Rows from a dataset of pages and code:
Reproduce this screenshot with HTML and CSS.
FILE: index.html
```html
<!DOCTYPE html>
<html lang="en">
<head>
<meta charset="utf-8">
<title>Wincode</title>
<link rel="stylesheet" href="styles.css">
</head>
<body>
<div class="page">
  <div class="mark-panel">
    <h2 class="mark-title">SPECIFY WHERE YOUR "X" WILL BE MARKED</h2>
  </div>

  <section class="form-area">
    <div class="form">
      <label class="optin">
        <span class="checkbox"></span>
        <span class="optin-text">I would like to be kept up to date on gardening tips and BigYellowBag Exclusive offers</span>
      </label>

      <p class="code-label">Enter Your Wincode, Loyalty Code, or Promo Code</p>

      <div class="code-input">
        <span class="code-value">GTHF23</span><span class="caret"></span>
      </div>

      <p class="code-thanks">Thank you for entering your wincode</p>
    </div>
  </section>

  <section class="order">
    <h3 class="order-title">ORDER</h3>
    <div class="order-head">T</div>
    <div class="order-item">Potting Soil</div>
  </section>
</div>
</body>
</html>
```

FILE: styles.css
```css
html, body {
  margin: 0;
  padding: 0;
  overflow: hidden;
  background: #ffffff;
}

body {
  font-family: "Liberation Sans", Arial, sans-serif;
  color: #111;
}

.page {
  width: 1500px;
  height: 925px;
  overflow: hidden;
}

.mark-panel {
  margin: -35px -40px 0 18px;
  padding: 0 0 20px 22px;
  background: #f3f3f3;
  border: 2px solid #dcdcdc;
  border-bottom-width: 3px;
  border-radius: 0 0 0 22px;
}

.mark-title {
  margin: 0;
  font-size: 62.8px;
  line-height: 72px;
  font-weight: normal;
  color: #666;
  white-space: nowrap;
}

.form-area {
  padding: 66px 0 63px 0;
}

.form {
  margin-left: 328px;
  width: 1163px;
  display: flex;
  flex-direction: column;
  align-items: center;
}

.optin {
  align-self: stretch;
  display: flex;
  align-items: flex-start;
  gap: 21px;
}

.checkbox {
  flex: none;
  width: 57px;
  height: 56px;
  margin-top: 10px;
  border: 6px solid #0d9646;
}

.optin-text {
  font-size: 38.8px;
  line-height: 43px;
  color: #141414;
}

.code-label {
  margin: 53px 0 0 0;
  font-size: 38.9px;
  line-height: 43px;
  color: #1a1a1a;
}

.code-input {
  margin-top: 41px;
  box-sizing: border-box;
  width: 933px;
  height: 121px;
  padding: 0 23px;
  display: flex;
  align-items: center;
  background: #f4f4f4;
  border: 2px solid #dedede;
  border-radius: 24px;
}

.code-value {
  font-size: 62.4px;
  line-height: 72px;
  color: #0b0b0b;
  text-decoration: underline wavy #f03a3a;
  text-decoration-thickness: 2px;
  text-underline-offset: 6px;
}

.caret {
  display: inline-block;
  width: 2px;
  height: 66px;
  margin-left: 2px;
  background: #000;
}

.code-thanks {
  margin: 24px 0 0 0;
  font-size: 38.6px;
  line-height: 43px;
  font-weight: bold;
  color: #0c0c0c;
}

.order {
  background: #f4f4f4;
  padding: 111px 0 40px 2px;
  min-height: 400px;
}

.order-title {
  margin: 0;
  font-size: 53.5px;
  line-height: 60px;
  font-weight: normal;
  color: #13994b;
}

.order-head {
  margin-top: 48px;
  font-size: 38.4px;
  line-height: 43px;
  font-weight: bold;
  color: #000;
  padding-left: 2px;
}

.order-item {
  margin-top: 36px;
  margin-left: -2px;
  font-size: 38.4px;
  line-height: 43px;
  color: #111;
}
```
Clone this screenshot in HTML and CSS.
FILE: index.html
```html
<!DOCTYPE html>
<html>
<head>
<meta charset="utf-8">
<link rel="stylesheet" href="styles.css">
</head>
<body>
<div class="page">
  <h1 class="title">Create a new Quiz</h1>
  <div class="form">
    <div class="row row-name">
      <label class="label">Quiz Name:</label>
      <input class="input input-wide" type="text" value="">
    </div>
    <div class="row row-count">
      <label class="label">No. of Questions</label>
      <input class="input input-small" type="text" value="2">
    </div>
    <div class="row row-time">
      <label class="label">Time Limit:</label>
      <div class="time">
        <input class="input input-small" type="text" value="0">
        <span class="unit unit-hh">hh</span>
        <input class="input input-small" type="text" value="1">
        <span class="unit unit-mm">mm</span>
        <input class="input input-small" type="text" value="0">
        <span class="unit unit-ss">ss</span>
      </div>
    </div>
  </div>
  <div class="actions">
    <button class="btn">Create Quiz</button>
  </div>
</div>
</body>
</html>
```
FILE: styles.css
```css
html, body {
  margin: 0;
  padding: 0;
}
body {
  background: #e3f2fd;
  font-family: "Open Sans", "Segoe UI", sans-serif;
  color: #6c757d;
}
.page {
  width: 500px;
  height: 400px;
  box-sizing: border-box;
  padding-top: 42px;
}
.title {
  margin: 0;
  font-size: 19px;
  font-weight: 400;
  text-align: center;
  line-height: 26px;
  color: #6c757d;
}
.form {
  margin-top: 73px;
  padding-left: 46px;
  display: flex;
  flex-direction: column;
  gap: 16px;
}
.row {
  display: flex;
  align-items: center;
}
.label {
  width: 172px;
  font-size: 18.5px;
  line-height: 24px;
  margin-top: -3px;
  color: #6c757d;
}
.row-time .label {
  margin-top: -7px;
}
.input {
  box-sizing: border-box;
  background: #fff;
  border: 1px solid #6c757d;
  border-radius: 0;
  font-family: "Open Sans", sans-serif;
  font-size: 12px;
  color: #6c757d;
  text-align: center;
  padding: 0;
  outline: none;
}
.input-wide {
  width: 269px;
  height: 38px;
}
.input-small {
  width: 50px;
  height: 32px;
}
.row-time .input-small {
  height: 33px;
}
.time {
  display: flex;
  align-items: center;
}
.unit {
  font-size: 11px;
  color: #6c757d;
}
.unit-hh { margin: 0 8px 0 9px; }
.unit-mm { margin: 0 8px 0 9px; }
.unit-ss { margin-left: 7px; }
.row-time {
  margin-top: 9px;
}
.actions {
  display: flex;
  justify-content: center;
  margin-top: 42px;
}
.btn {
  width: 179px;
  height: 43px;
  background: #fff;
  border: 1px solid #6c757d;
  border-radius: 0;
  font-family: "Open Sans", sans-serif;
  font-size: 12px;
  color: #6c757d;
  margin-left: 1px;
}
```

▸ Stated task
Write every entry out again exactly.

▸ Final result
Reproduce this screenshot with HTML and CSS.
FILE: index.html
```html
<!DOCTYPE html>
<html lang="en">
<head>
<meta charset="utf-8">
<title>Wincode</title>
<link rel="stylesheet" href="styles.css">
</head>
<body>
<div class="page">
  <div class="mark-panel">
    <h2 class="mark-title">SPECIFY WHERE YOUR "X" WILL BE MARKED</h2>
  </div>

  <section class="form-area">
    <div class="form">
      <label class="optin">
        <span class="checkbox"></span>
        <span class="optin-text">I would like to be kept up to date on gardening tips and BigYellowBag Exclusive offers</span>
      </label>

      <p class="code-label">Enter Your Wincode, Loyalty Code, or Promo Code</p>

      <div class="code-input">
        <span class="code-value">GTHF23</span><span class="caret"></span>
      </div>

      <p class="code-thanks">Thank you for entering your wincode</p>
    </div>
  </section>

  <section class="order">
    <h3 class="order-title">ORDER</h3>
    <div class="order-head">T</div>
    <div class="order-item">Potting Soil</div>
  </section>
</div>
</body>
</html>
```

FILE: styles.css
```css
html, body {
  margin: 0;
  padding: 0;
  overflow: hidden;
  background: #ffffff;
}

body {
  font-family: "Liberation Sans", Arial, sans-serif;
  color: #111;
}

.page {
  width: 1500px;
  height: 925px;
  overflow: hidden;
}

.mark-panel {
  margin: -35px -40px 0 18px;
  padding: 0 0 20px 22px;
  background: #f3f3f3;
  border: 2px solid #dcdcdc;
  border-bottom-width: 3px;
  border-radius: 0 0 0 22px;
}

.mark-title {
  margin: 0;
  font-size: 62.8px;
  line-height: 72px;
  font-weight: normal;
  color: #666;
  white-space: nowrap;
}

.form-area {
  padding: 66px 0 63px 0;
}

.form {
  margin-left: 328px;
  width: 1163px;
  display: flex;
  flex-direction: column;
  align-items: center;
}

.optin {
  align-self: stretch;
  display: flex;
  align-items: flex-start;
  gap: 21px;
}

.checkbox {
  flex: none;
  width: 57px;
  height: 56px;
  margin-top: 10px;
  border: 6px solid #0d9646;
}

.optin-text {
  font-size: 38.8px;
  line-height: 43px;
  color: #141414;
}

.code-label {
  margin: 53px 0 0 0;
  font-size: 38.9px;
  line-height: 43px;
  color: #1a1a1a;
}

.code-input {
  margin-top: 41px;
  box-sizing: border-box;
  width: 933px;
  height: 121px;
  padding: 0 23px;
  display: flex;
  align-items: center;
  background: #f4f4f4;
  border: 2px solid #dedede;
  border-radius: 24px;
}

.code-value {
  font-size: 62.4px;
  line-height: 72px;
  color: #0b0b0b;
  text-decoration: underline wavy #f03a3a;
  text-decoration-thickness: 2px;
  text-underline-offset: 6px;
}

.caret {
  display: inline-block;
  width: 2px;
  height: 66px;
  margin-left: 2px;
  background: #000;
}

.code-thanks {
  margin: 24px 0 0 0;
  font-size: 38.6px;
  line-height: 43px;
  font-weight: bold;
  color: #0c0c0c;
}

.order {
  background: #f4f4f4;
  padding: 111px 0 40px 2px;
  min-height: 400px;
}

.order-title {
  margin: 0;
  font-size: 53.5px;
  line-height: 60px;
  font-weight: normal;
  color: #13994b;
}

.order-head {
  margin-top: 48px;
  font-size: 38.4px;
  line-height: 43px;
  font-weight: bold;
  color: #000;
  padding-left: 2px;
}

.order-item {
  margin-top: 36px;
  margin-left: -2px;
  font-size: 38.4px;
  line-height: 43px;
  color: #111;
}
```
Clone this screenshot in HTML and CSS.
FILE: index.html
```html
<!DOCTYPE html>
<html>
<head>
<meta charset="utf-8">
<link rel="stylesheet" href="styles.css">
</head>
<body>
<div class="page">
  <h1 class="title">Create a new Quiz</h1>
  <div class="form">
    <div class="row row-name">
      <label class="label">Quiz Name:</label>
      <input class="input input-wide" type="text" value="">
    </div>
    <div class="row row-count">
      <label class="label">No. of Questions</label>
      <input class="input input-small" type="text" value="2">
    </div>
    <div class="row row-time">
      <label class="label">Time Limit:</label>
      <div class="time">
        <input class="input input-small" type="text" value="0">
        <span class="unit unit-hh">hh</span>
        <input class="input input-small" type="text" value="1">
        <span class="unit unit-mm">mm</span>
        <input class="input input-small" type="text" value="0">
        <span class="unit unit-ss">ss</span>
      </div>
    </div>
  </div>
  <div class="actions">
    <button class="btn">Create Quiz</button>
  </div>
</div>
</body>
</html>
```
FILE: styles.css
```css
html, body {
  margin: 0;
  padding: 0;
}
body {
  background: #e3f2fd;
  font-family: "Open Sans", "Segoe UI", sans-serif;
  color: #6c757d;
}
.page {
  width: 500px;
  height: 400px;
  box-sizing: border-box;
  padding-top: 42px;
}
.title {
  margin: 0;
  font-size: 19px;
  font-weight: 400;
  text-align: center;
  line-height: 26px;
  color: #6c757d;
}
.form {
  margin-top: 73px;
  padding-left: 46px;
  display: flex;
  flex-direction: column;
  gap: 16px;
}
.row {
  display: flex;
  align-items: center;
}
.label {
  width: 172px;
  font-size: 18.5px;
  line-height: 24px;
  margin-top: -3px;
  color: #6c757d;
}
.row-time .label {
  margin-top: -7px;
}
.input {
  box-sizing: border-box;
  background: #fff;
  border: 1px solid #6c757d;
  border-radius: 0;
  font-family: "Open Sans", sans-serif;
  font-size: 12px;
  color: #6c757d;
  text-align: center;
  padding: 0;
  outline: none;
}
.input-wide {
  width: 269px;
  height: 38px;
}
.input-small {
  width: 50px;
  height: 32px;
}
.row-time .input-small {
  height: 33px;
}
.time {
  display: flex;
  align-items: center;
}
.unit {
  font-size: 11px;
  color: #6c757d;
}
.unit-hh { margin: 0 8px 0 9px; }
.unit-mm { margin: 0 8px 0 9px; }
.unit-ss { margin-left: 7px; }
.row-time {
  margin-top: 9px;
}
.actions {
  display: flex;
  justify-content: center;
  margin-top: 42px;
}
.btn {
  width: 179px;
  height: 43px;
  background: #fff;
  border: 1px solid #6c757d;
  border-radius: 0;
  font-family: "Open Sans", sans-serif;
  font-size: 12px;
  color: #6c757d;
  margin-left: 1px;
}
```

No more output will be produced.